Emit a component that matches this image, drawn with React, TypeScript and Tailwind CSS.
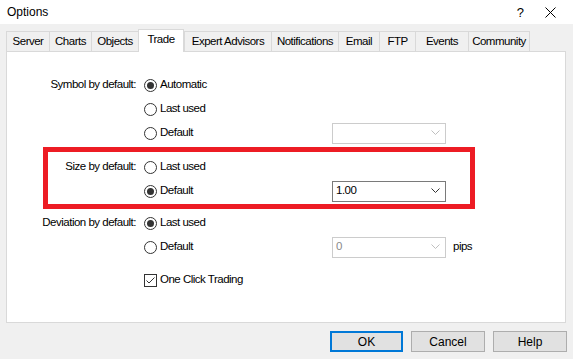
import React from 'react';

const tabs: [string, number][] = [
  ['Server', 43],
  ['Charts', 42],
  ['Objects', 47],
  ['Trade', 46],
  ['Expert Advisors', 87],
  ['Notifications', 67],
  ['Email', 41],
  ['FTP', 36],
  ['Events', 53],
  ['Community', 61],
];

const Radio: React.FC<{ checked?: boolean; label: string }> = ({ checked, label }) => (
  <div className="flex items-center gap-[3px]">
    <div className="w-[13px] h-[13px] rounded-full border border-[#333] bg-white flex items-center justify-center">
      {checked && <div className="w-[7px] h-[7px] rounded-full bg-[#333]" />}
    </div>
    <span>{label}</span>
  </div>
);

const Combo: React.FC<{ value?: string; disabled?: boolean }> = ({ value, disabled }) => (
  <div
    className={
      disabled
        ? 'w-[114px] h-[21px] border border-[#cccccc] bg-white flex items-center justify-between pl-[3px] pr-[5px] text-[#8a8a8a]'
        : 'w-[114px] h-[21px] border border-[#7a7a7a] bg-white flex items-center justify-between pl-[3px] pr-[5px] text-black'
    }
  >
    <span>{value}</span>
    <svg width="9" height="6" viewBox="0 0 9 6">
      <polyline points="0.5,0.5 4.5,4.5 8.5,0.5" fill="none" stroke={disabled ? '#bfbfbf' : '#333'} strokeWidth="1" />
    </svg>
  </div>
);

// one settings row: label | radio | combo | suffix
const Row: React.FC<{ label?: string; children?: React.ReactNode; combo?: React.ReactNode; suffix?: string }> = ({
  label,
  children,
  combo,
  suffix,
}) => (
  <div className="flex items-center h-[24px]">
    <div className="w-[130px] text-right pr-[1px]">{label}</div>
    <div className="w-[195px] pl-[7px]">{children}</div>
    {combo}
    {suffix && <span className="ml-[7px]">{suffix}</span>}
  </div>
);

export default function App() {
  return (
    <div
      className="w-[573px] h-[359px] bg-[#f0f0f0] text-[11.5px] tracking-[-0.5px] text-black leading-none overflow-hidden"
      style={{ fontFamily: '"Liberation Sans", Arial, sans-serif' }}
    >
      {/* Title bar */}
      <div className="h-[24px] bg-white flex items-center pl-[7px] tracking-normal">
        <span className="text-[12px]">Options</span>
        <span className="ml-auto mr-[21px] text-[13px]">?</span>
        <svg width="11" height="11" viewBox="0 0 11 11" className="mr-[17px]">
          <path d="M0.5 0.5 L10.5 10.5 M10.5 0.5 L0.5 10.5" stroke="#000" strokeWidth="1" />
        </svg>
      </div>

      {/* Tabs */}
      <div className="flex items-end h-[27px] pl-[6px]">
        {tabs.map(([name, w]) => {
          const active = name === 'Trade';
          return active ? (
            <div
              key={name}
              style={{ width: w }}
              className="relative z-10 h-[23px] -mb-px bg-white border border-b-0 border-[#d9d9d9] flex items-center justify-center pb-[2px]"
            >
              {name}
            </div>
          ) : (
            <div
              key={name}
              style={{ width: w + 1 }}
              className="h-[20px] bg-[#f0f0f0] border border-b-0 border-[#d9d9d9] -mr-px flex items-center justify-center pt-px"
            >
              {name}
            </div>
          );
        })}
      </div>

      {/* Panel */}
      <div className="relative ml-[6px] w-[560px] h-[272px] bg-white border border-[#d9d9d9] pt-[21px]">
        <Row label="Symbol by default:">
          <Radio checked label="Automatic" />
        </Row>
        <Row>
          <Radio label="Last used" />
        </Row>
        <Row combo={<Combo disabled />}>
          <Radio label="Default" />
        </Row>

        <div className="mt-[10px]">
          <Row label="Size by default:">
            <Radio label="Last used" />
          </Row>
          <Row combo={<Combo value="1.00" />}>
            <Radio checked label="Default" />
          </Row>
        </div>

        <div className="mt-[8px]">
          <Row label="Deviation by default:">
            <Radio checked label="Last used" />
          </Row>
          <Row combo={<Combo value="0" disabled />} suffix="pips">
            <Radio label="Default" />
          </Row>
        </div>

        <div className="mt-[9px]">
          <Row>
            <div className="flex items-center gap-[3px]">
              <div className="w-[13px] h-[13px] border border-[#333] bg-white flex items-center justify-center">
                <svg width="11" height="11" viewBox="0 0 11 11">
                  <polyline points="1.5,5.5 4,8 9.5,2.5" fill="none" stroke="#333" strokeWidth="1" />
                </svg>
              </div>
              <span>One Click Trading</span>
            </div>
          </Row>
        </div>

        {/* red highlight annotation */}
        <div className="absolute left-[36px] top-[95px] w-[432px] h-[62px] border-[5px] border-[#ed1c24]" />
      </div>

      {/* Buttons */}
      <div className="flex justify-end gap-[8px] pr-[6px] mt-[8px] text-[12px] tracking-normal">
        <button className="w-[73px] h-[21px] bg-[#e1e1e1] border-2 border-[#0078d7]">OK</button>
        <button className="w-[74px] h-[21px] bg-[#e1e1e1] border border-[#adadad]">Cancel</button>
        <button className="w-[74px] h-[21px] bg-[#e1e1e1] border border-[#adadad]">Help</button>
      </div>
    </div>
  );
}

•••

[Aim of the task] Copy all the lines of data exactly as they appear, dropping any images.

[Task output]
Emit a component that matches this image, drawn with React, TypeScript and Tailwind CSS.
import React from 'react';

const tabs: [string, number][] = [
  ['Server', 43],
  ['Charts', 42],
  ['Objects', 47],
  ['Trade', 46],
  ['Expert Advisors', 87],
  ['Notifications', 67],
  ['Email', 41],
  ['FTP', 36],
  ['Events', 53],
  ['Community', 61],
];

const Radio: React.FC<{ checked?: boolean; label: string }> = ({ checked, label }) => (
  <div className="flex items-center gap-[3px]">
    <div className="w-[13px] h-[13px] rounded-full border border-[#333] bg-white flex items-center justify-center">
      {checked && <div className="w-[7px] h-[7px] rounded-full bg-[#333]" />}
    </div>
    <span>{label}</span>
  </div>
);

const Combo: React.FC<{ value?: string; disabled?: boolean }> = ({ value, disabled }) => (
  <div
    className={
      disabled
        ? 'w-[114px] h-[21px] border border-[#cccccc] bg-white flex items-center justify-between pl-[3px] pr-[5px] text-[#8a8a8a]'
        : 'w-[114px] h-[21px] border border-[#7a7a7a] bg-white flex items-center justify-between pl-[3px] pr-[5px] text-black'
    }
  >
    <span>{value}</span>
    <svg width="9" height="6" viewBox="0 0 9 6">
      <polyline points="0.5,0.5 4.5,4.5 8.5,0.5" fill="none" stroke={disabled ? '#bfbfbf' : '#333'} strokeWidth="1" />
    </svg>
  </div>
);

// one settings row: label | radio | combo | suffix
const Row: React.FC<{ label?: string; children?: React.ReactNode; combo?: React.ReactNode; suffix?: string }> = ({
  label,
  children,
  combo,
  suffix,
}) => (
  <div className="flex items-center h-[24px]">
    <div className="w-[130px] text-right pr-[1px]">{label}</div>
    <div className="w-[195px] pl-[7px]">{children}</div>
    {combo}
    {suffix && <span className="ml-[7px]">{suffix}</span>}
  </div>
);

export default function App() {
  return (
    <div
      className="w-[573px] h-[359px] bg-[#f0f0f0] text-[11.5px] tracking-[-0.5px] text-black leading-none overflow-hidden"
      style={{ fontFamily: '"Liberation Sans", Arial, sans-serif' }}
    >
      {/* Title bar */}
      <div className="h-[24px] bg-white flex items-center pl-[7px] tracking-normal">
        <span className="text-[12px]">Options</span>
        <span className="ml-auto mr-[21px] text-[13px]">?</span>
        <svg width="11" height="11" viewBox="0 0 11 11" className="mr-[17px]">
          <path d="M0.5 0.5 L10.5 10.5 M10.5 0.5 L0.5 10.5" stroke="#000" strokeWidth="1" />
        </svg>
      </div>

      {/* Tabs */}
      <div className="flex items-end h-[27px] pl-[6px]">
        {tabs.map(([name, w]) => {
          const active = name === 'Trade';
          return active ? (
            <div
              key={name}
              style={{ width: w }}
              className="relative z-10 h-[23px] -mb-px bg-white border border-b-0 border-[#d9d9d9] flex items-center justify-center pb-[2px]"
            >
              {name}
            </div>
          ) : (
            <div
              key={name}
              style={{ width: w + 1 }}
              className="h-[20px] bg-[#f0f0f0] border border-b-0 border-[#d9d9d9] -mr-px flex items-center justify-center pt-px"
            >
              {name}
            </div>
          );
        })}
      </div>

      {/* Panel */}
      <div className="relative ml-[6px] w-[560px] h-[272px] bg-white border border-[#d9d9d9] pt-[21px]">
        <Row label="Symbol by default:">
          <Radio checked label="Automatic" />
        </Row>
        <Row>
          <Radio label="Last used" />
        </Row>
        <Row combo={<Combo disabled />}>
          <Radio label="Default" />
        </Row>

        <div className="mt-[10px]">
          <Row label="Size by default:">
            <Radio label="Last used" />
          </Row>
          <Row combo={<Combo value="1.00" />}>
            <Radio checked label="Default" />
          </Row>
        </div>

        <div className="mt-[8px]">
          <Row label="Deviation by default:">
            <Radio checked label="Last used" />
          </Row>
          <Row combo={<Combo value="0" disabled />} suffix="pips">
            <Radio label="Default" />
          </Row>
        </div>

        <div className="mt-[9px]">
          <Row>
            <div className="flex items-center gap-[3px]">
              <div className="w-[13px] h-[13px] border border-[#333] bg-white flex items-center justify-center">
                <svg width="11" height="11" viewBox="0 0 11 11">
                  <polyline points="1.5,5.5 4,8 9.5,2.5" fill="none" stroke="#333" strokeWidth="1" />
                </svg>
              </div>
              <span>One Click Trading</span>
            </div>
          </Row>
        </div>

        {/* red highlight annotation */}
        <div className="absolute left-[36px] top-[95px] w-[432px] h-[62px] border-[5px] border-[#ed1c24]" />
      </div>

      {/* Buttons */}
      <div className="flex justify-end gap-[8px] pr-[6px] mt-[8px] text-[12px] tracking-normal">
        <button className="w-[73px] h-[21px] bg-[#e1e1e1] border-2 border-[#0078d7]">OK</button>
        <button className="w-[74px] h-[21px] bg-[#e1e1e1] border border-[#adadad]">Cancel</button>
        <button className="w-[74px] h-[21px] bg-[#e1e1e1] border border-[#adadad]">Help</button>
      </div>
    </div>
  );
}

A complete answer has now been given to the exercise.